-- COLLECTED DATA --
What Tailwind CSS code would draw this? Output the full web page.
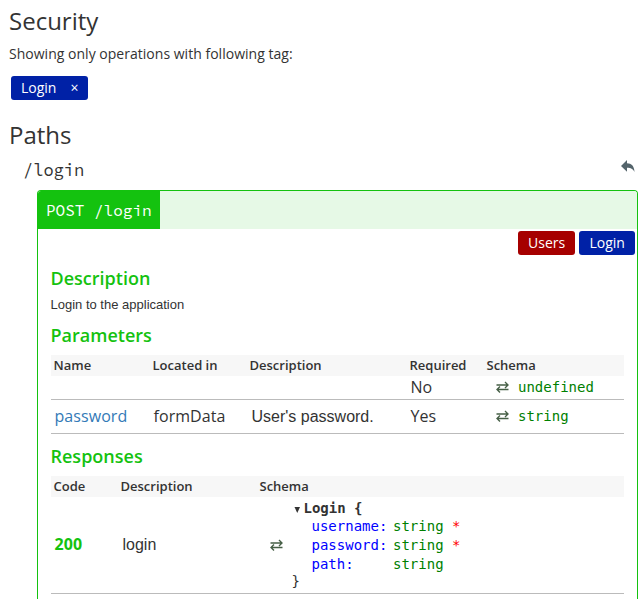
<!DOCTYPE html>
<html lang="en">
<head>
<meta charset="utf-8">
<title>Security</title>
<script src="https://cdn.jsdelivr.net/npm/@tailwindcss/browser@4"></script>
</head>
<body class="h-[599px] overflow-hidden bg-white font-['Open_Sans',sans-serif] text-[#333]">
<h2 class="h-11 pl-[9px] text-2xl leading-[42px]"><span>Security</span></h2>
<p class="h-5 pl-[9px] text-sm leading-5 tracking-[0.02px]"><span>Showing only operations with following tag:</span></p>
<div class="mt-3 ml-[11px] flex h-6 w-[77px] items-center rounded-[3px] bg-[#0021a6] pl-[10px] text-sm text-white"><span>Login</span><span class="ml-[14px]">×</span></div>
<h2 class="mt-[13px] h-11 pl-[9px] text-2xl leading-[44px]"><span>Paths</span></h2>
<div class="flex h-[33px] justify-between pr-[9px] pl-[23px]">
  <span class="font-['Source_Code_Pro','DejaVu_Sans_Mono',monospace] text-[17px] leading-[26px]">/login</span>
  <svg class="mt-[3px] h-[13px] w-[14px]" viewBox="0 0 14 13" fill="#54646b"><path d="M6 0v3.2C10.5 3.4 13 5.7 13.5 12 11.8 8.8 10 7.9 6 7.8V11.8L0 6Z"/></svg>
</div>
<section class="ml-[37px] h-[409px] w-[601px] rounded-t-[4px] border border-b-0 border-[#14c20f]">
  <div class="flex h-[38px] rounded-t-[3px] bg-[#e6f9e6]"><div class="w-[122px] rounded-tl-[3px] bg-[#14c20f] pl-2 font-['Source_Code_Pro','DejaVu_Sans_Mono',monospace] text-[16px] leading-[38px] text-white"><span>POST /login</span></div></div>
  <div class="mt-[2px] flex h-6 justify-end gap-1 pr-[2px] text-sm leading-6 text-white"><span class="w-[57px] rounded-[3px] bg-[#a60000] pl-[10px]">Users</span><span class="w-14 rounded-[3px] bg-[#0021a6] pl-[10.5px]">Login</span></div>
  <div class="pr-[13px] pl-[13px]">
    <h3 class="mt-[11px] -ml-[0.5px] h-[25px] text-lg leading-[25px] font-semibold text-[#14c20f]"><span>Description</span></h3>
    <p class="mt-1 -ml-[0.5px] h-5 font-['Liberation_Sans',sans-serif] text-[13px] leading-5"><span>Login to the application</span></p>
    <h3 class="mt-[8px] -ml-[0.5px] h-[25px] text-lg leading-[25px] font-semibold text-[#14c20f]"><span>Parameters</span></h3>
    <div class="mt-[7px] grid h-[21px] grid-cols-[99px_97px_160px_77px_1fr] bg-[#f7f7f7] pl-[2.5px] text-[13px] leading-[21px] font-semibold"><span>Name</span><span>Located in</span><span>Description</span><span>Required</span><span>Schema</span></div>
    <div class="grid h-6 grid-cols-[99px_98px_159px_85.5px_22px_1fr] border-b border-[#bbb] pl-[3.5px] text-base leading-[22px]"><span></span><span></span><span></span><span>No</span>
      <svg class="mt-[5px] h-[12px] w-[13px]" viewBox="0 0 13 12" fill="none" stroke="#465f46" stroke-width="1.35"><path d="M0.5 4h11.5M9 1l3 3-3 3M12.5 8.5H1M4 5.5L1 8.5l3 3"/></svg>
      <span class="font-['DejaVu_Sans_Mono',monospace] text-sm leading-[22px] text-[#008000]">undefined</span></div>
    <div class="grid h-[34px] grid-cols-[99px_98px_159px_85.5px_22px_1fr] border-b border-[#bbb] pl-[3.5px] text-base leading-8"><span class="tracking-[0.06px] text-[#337ab7]">password</span><span class="tracking-[0.06px]">formData</span><span class="font-['Liberation_Sans',sans-serif] leading-[34px]">User's password.</span><span>Yes</span>
      <svg class="mt-[10px] h-[12px] w-[13px]" viewBox="0 0 13 12" fill="none" stroke="#465f46" stroke-width="1.35"><path d="M0.5 4h11.5M9 1l3 3-3 3M12.5 8.5H1M4 5.5L1 8.5l3 3"/></svg>
      <span class="font-['DejaVu_Sans_Mono',monospace] text-sm leading-8 text-[#008000]">string</span></div>
    <h3 class="mt-[10px] -ml-[0.5px] h-[25px] text-lg leading-[25px] font-semibold text-[#14c20f]"><span>Responses</span></h3>
    <div class="mt-[7px] grid h-[21px] grid-cols-[67px_139px_1fr] bg-[#f7f7f7] pl-[2.5px] text-[13px] leading-[21px] font-semibold"><span>Code</span><span>Description</span><span>Schema</span></div>
    <div class="grid h-[97px] grid-cols-[68px_147px_22px_1fr] items-center border-b border-[#bbb] pl-[3.5px] text-base">
      <span class="pb-[2px] font-bold tracking-[0.1px] text-[#14c20f]">200</span><span class="font-['Liberation_Sans',sans-serif]">login</span>
      <svg class="h-[12px] w-[13px]" viewBox="0 0 13 12" fill="none" stroke="#465f46" stroke-width="1.35"><path d="M0.5 4h11.5M9 1l3 3-3 3M12.5 8.5H1M4 5.5L1 8.5l3 3"/></svg>
      <div class="h-[96px] pt-[2px] font-['DejaVu_Sans_Mono',monospace] text-sm">
        <div class="flex h-[18px] pl-[2px] leading-[18px] font-bold"><svg class="mt-[8px] mr-[3px] h-[6px] w-[7px]" viewBox="0 0 7 6" fill="#333"><path d="M0.5 0h5.5L3.25 6Z"/></svg><span>Login {</span></div>
        <div class="grid grid-cols-[81.5px_59px_1fr] pl-[20px] leading-[19px]"><span class="text-[#00f]">username:</span><span class="text-[#008000]">string</span><span class="text-[#f00]">*</span><span class="text-[#00f]">password:</span><span class="text-[#008000]">string</span><span class="text-[#f00]">*</span><span class="text-[#00f]">path:</span><span class="text-[#008000]">string</span></div>
        <div class="h-4 leading-[14px]"><span>}</span></div>
      </div>
    </div>
  </div>
</section>
</body>
</html>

-- DESCRIPTION OF THE TASK --
Exclude the pictures. Write out the remaining data exactly.

-- COMPLETE RESPONSE --
What Tailwind CSS code would draw this? Output the full web page.
<!DOCTYPE html>
<html lang="en">
<head>
<meta charset="utf-8">
<title>Security</title>
<script src="https://cdn.jsdelivr.net/npm/@tailwindcss/browser@4"></script>
</head>
<body class="h-[599px] overflow-hidden bg-white font-['Open_Sans',sans-serif] text-[#333]">
<h2 class="h-11 pl-[9px] text-2xl leading-[42px]"><span>Security</span></h2>
<p class="h-5 pl-[9px] text-sm leading-5 tracking-[0.02px]"><span>Showing only operations with following tag:</span></p>
<div class="mt-3 ml-[11px] flex h-6 w-[77px] items-center rounded-[3px] bg-[#0021a6] pl-[10px] text-sm text-white"><span>Login</span><span class="ml-[14px]">×</span></div>
<h2 class="mt-[13px] h-11 pl-[9px] text-2xl leading-[44px]"><span>Paths</span></h2>
<div class="flex h-[33px] justify-between pr-[9px] pl-[23px]">
  <span class="font-['Source_Code_Pro','DejaVu_Sans_Mono',monospace] text-[17px] leading-[26px]">/login</span>
  <svg class="mt-[3px] h-[13px] w-[14px]" viewBox="0 0 14 13" fill="#54646b"><path d="M6 0v3.2C10.5 3.4 13 5.7 13.5 12 11.8 8.8 10 7.9 6 7.8V11.8L0 6Z"/></svg>
</div>
<section class="ml-[37px] h-[409px] w-[601px] rounded-t-[4px] border border-b-0 border-[#14c20f]">
  <div class="flex h-[38px] rounded-t-[3px] bg-[#e6f9e6]"><div class="w-[122px] rounded-tl-[3px] bg-[#14c20f] pl-2 font-['Source_Code_Pro','DejaVu_Sans_Mono',monospace] text-[16px] leading-[38px] text-white"><span>POST /login</span></div></div>
  <div class="mt-[2px] flex h-6 justify-end gap-1 pr-[2px] text-sm leading-6 text-white"><span class="w-[57px] rounded-[3px] bg-[#a60000] pl-[10px]">Users</span><span class="w-14 rounded-[3px] bg-[#0021a6] pl-[10.5px]">Login</span></div>
  <div class="pr-[13px] pl-[13px]">
    <h3 class="mt-[11px] -ml-[0.5px] h-[25px] text-lg leading-[25px] font-semibold text-[#14c20f]"><span>Description</span></h3>
    <p class="mt-1 -ml-[0.5px] h-5 font-['Liberation_Sans',sans-serif] text-[13px] leading-5"><span>Login to the application</span></p>
    <h3 class="mt-[8px] -ml-[0.5px] h-[25px] text-lg leading-[25px] font-semibold text-[#14c20f]"><span>Parameters</span></h3>
    <div class="mt-[7px] grid h-[21px] grid-cols-[99px_97px_160px_77px_1fr] bg-[#f7f7f7] pl-[2.5px] text-[13px] leading-[21px] font-semibold"><span>Name</span><span>Located in</span><span>Description</span><span>Required</span><span>Schema</span></div>
    <div class="grid h-6 grid-cols-[99px_98px_159px_85.5px_22px_1fr] border-b border-[#bbb] pl-[3.5px] text-base leading-[22px]"><span></span><span></span><span></span><span>No</span>
      <svg class="mt-[5px] h-[12px] w-[13px]" viewBox="0 0 13 12" fill="none" stroke="#465f46" stroke-width="1.35"><path d="M0.5 4h11.5M9 1l3 3-3 3M12.5 8.5H1M4 5.5L1 8.5l3 3"/></svg>
      <span class="font-['DejaVu_Sans_Mono',monospace] text-sm leading-[22px] text-[#008000]">undefined</span></div>
    <div class="grid h-[34px] grid-cols-[99px_98px_159px_85.5px_22px_1fr] border-b border-[#bbb] pl-[3.5px] text-base leading-8"><span class="tracking-[0.06px] text-[#337ab7]">password</span><span class="tracking-[0.06px]">formData</span><span class="font-['Liberation_Sans',sans-serif] leading-[34px]">User's password.</span><span>Yes</span>
      <svg class="mt-[10px] h-[12px] w-[13px]" viewBox="0 0 13 12" fill="none" stroke="#465f46" stroke-width="1.35"><path d="M0.5 4h11.5M9 1l3 3-3 3M12.5 8.5H1M4 5.5L1 8.5l3 3"/></svg>
      <span class="font-['DejaVu_Sans_Mono',monospace] text-sm leading-8 text-[#008000]">string</span></div>
    <h3 class="mt-[10px] -ml-[0.5px] h-[25px] text-lg leading-[25px] font-semibold text-[#14c20f]"><span>Responses</span></h3>
    <div class="mt-[7px] grid h-[21px] grid-cols-[67px_139px_1fr] bg-[#f7f7f7] pl-[2.5px] text-[13px] leading-[21px] font-semibold"><span>Code</span><span>Description</span><span>Schema</span></div>
    <div class="grid h-[97px] grid-cols-[68px_147px_22px_1fr] items-center border-b border-[#bbb] pl-[3.5px] text-base">
      <span class="pb-[2px] font-bold tracking-[0.1px] text-[#14c20f]">200</span><span class="font-['Liberation_Sans',sans-serif]">login</span>
      <svg class="h-[12px] w-[13px]" viewBox="0 0 13 12" fill="none" stroke="#465f46" stroke-width="1.35"><path d="M0.5 4h11.5M9 1l3 3-3 3M12.5 8.5H1M4 5.5L1 8.5l3 3"/></svg>
      <div class="h-[96px] pt-[2px] font-['DejaVu_Sans_Mono',monospace] text-sm">
        <div class="flex h-[18px] pl-[2px] leading-[18px] font-bold"><svg class="mt-[8px] mr-[3px] h-[6px] w-[7px]" viewBox="0 0 7 6" fill="#333"><path d="M0.5 0h5.5L3.25 6Z"/></svg><span>Login {</span></div>
        <div class="grid grid-cols-[81.5px_59px_1fr] pl-[20px] leading-[19px]"><span class="text-[#00f]">username:</span><span class="text-[#008000]">string</span><span class="text-[#f00]">*</span><span class="text-[#00f]">password:</span><span class="text-[#008000]">string</span><span class="text-[#f00]">*</span><span class="text-[#00f]">path:</span><span class="text-[#008000]">string</span></div>
        <div class="h-4 leading-[14px]"><span>}</span></div>
      </div>
    </div>
  </div>
</section>
</body>
</html>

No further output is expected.